The two main contributors to the 36% increase in the May TICS report were:

The May TICS figure overshot our forecast of $35 bln as we expected the 2.6% decline in the dollar's trade weighted and the 3.1% drop in the S&P 500 to have triggered further selling of US assets by foreign investors after initially selling in April.

POSITIVES

NEGATIVES

The key question leading to Fed Chairman Bernanke's semi annual Congressional testimony is whether the Chairman will echo the slight downgrade in economic assessment of the June 29 FOMC statement and the extent to which he will sound off the Fed's inflation alert. The downside risk for the dollar looms large in the event that Bernanke opens his testimony via an unambiguous statement regarding the moderation of economic growth and a toning down of the Fed's inflation preoccupation. The June FOMC statement's inflation assessment was negligibly revised to "Readings on core inflation have been elevated in recent months", from the May FOMC statement's: "...the run-up in the prices of energy and other commodities appears to have had only a modest effect on core inflation". Considering the light retreat in the prices/inflation indices of the latest ISMs, Chicago PMI and University of Michigan Consumer Sentiment, Mr. Bernanke may temper his inflation assessment.

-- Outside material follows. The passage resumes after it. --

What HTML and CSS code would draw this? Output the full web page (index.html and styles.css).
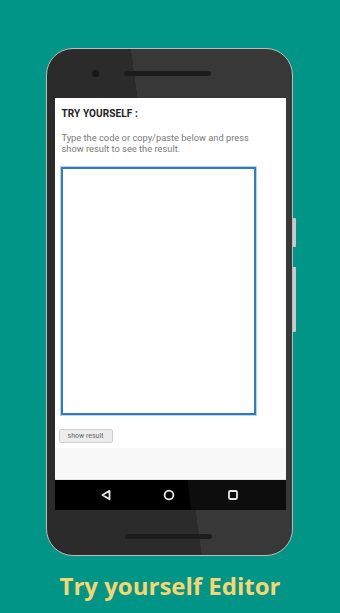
FILE: index.html
```html
<!DOCTYPE html>
<html>
<head>
<meta charset="utf-8">
<link rel="stylesheet" href="styles.css">
</head>
<body>
<div class="stage">
  <div class="phone">
    <span class="side-btn btn-a"></span>
    <span class="side-btn btn-b"></span>
    <div class="bezel-top">
      <span class="camera"></span>
      <span class="speaker"></span>
    </div>
    <div class="screen">
      <div class="content">
        <h1 class="title">TRY YOURSELF :</h1>
        <p class="desc">Type the code or copy/paste below and press<br>show result to see the result.</p>
        <div class="editor"></div>
        <button class="run">show result</button>
      </div>
      <div class="footer-area"></div>
      <div class="navbar">
        <svg class="nav-icon" width="12" height="12" viewBox="0 0 12 12"><path d="M9.5 1.8 L2.5 6 L9.5 10.2 Z" fill="none" stroke="#e8e8e8" stroke-width="1.8" stroke-linejoin="round"/></svg>
        <svg class="nav-icon" width="12" height="12" viewBox="0 0 12 12"><circle cx="6" cy="6" r="4.4" fill="none" stroke="#e8e8e8" stroke-width="1.8"/></svg>
        <svg class="nav-icon" width="12" height="12" viewBox="0 0 12 12"><rect x="2" y="2" width="8" height="8" rx="1.2" fill="none" stroke="#e8e8e8" stroke-width="1.8"/></svg>
      </div>
    </div>
    <div class="bezel-bottom">
      <span class="speaker"></span>
    </div>
  </div>
  <div class="caption">Try yourself Editor</div>
</div>
</body>
</html>
```

FILE: styles.css
```css
* { box-sizing: border-box; }
html, body { margin: 0; padding: 0; }
body {
  background: #019587;
  width: 340px;
  height: 613px;
  overflow: hidden;
  font-family: Roboto, "Liberation Sans", sans-serif;
}
.stage {
  display: flex;
  flex-direction: column;
  align-items: center;
  padding-top: 48px;
}
.phone {
  position: relative;
  width: 247px;
  height: 508px;
  margin-left: -1px;
  border: 1.5px solid #bdbdbd;
  border-radius: 27px;
  background: linear-gradient(82deg, #2b2b2b 0%, #2b2b2b 49%, #383838 49%, #383838 100%);
  display: flex;
  flex-direction: column;
  align-items: stretch;
}
.side-btn {
  position: absolute;
  right: -4px;
  width: 3px;
  background: #c9c9c9;
  border-radius: 0 1px 1px 0;
}
.btn-a { top: 169px; height: 29px; }
.btn-b { top: 218px; height: 65px; }
.bezel-top {
  height: 48.5px;
  display: flex;
  align-items: center;
  padding-left: 45px;
  gap: 25px;
}
.camera {
  width: 7px;
  height: 7px;
  border-radius: 50%;
  background: #171717;
}
.speaker {
  width: 87px;
  height: 5px;
  border-radius: 3px;
  background: #1c1c1c;
}
.screen {
  margin: 0 6.5px 0 7.5px;
  height: 412px;
  background: #fff;
  display: flex;
  flex-direction: column;
}
.content {
  flex: 1;
  padding: 10px 0 0 7px;
}
.title {
  margin: 0;
  font-size: 10px;
  font-weight: 700;
  color: #222;
  line-height: 12px;
  letter-spacing: 0.1px;
}
.desc {
  margin: 12px 0 0;
  font-size: 9.3px;
  line-height: 11px;
  color: #7a7a7a;
  white-space: nowrap;
}
.editor {
  margin: 13px 0 0 -1px;
  width: 195px;
  height: 248px;
  border: 2px solid #2f7cbf;
  box-shadow: 0 0 0 1px #b9d5ee;
  background: #fff;
}
.run {
  display: block;
  margin: 14px 0 0 -3px;
  width: 54px;
  height: 14px;
  padding: 0;
  font-family: Roboto, "Liberation Sans", sans-serif;
  font-size: 7px;
  color: #666;
  background: #ececec;
  border: 1px solid #d2d2d2;
  border-radius: 2px;
}
.footer-area {
  height: 32px;
  background: #f8f8f8;
  border-bottom: 1px solid #e6e6e6;
}
.navbar {
  height: 30px;
  background: linear-gradient(83deg, #000 0%, #000 58%, #0d0d0d 58%, #0d0d0d 100%);
  display: flex;
  align-items: center;
  justify-content: space-between;
  padding: 0 47px 0 45px;
}
.nav-icon { display: block; }
.bezel-bottom {
  flex: 1;
  display: flex;
  justify-content: center;
  padding-top: 24px;
  padding-right: 3px;
}
.caption {
  margin-top: 15px;
  font-family: "Open Sans", Lato, sans-serif;
  font-weight: 700;
  font-size: 24px;
  line-height: 30px;
  color: #f8d572;
  letter-spacing: 0;
}
```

More importantly, considering that Bernanke will have the June CPI report on hand by 5 pm EST Tuesday, his inflation assessment in Wednesday's testimony will in part be in function of the CPI report and in part in function of the Fed's overall interpretation of price and wage indices.

But it's worth mentioning that even if the June core CPI echoes its PPI counterpart and retreats to the more bond market friendly 0.2% reading, the Fed's inflation outlook shall remain obstructed by the uncertain prospects for the already soaring oil prices in light of the escalating Mideast violence. So far, the only semblance of a near-term pause of attacks by Israel has come from Media speculation and not Israel itself. As long as Israel declares it will not negotiate with Hezbollah and the latter vows to continue fighting back, the outlook for lower oil prices remains uncertain.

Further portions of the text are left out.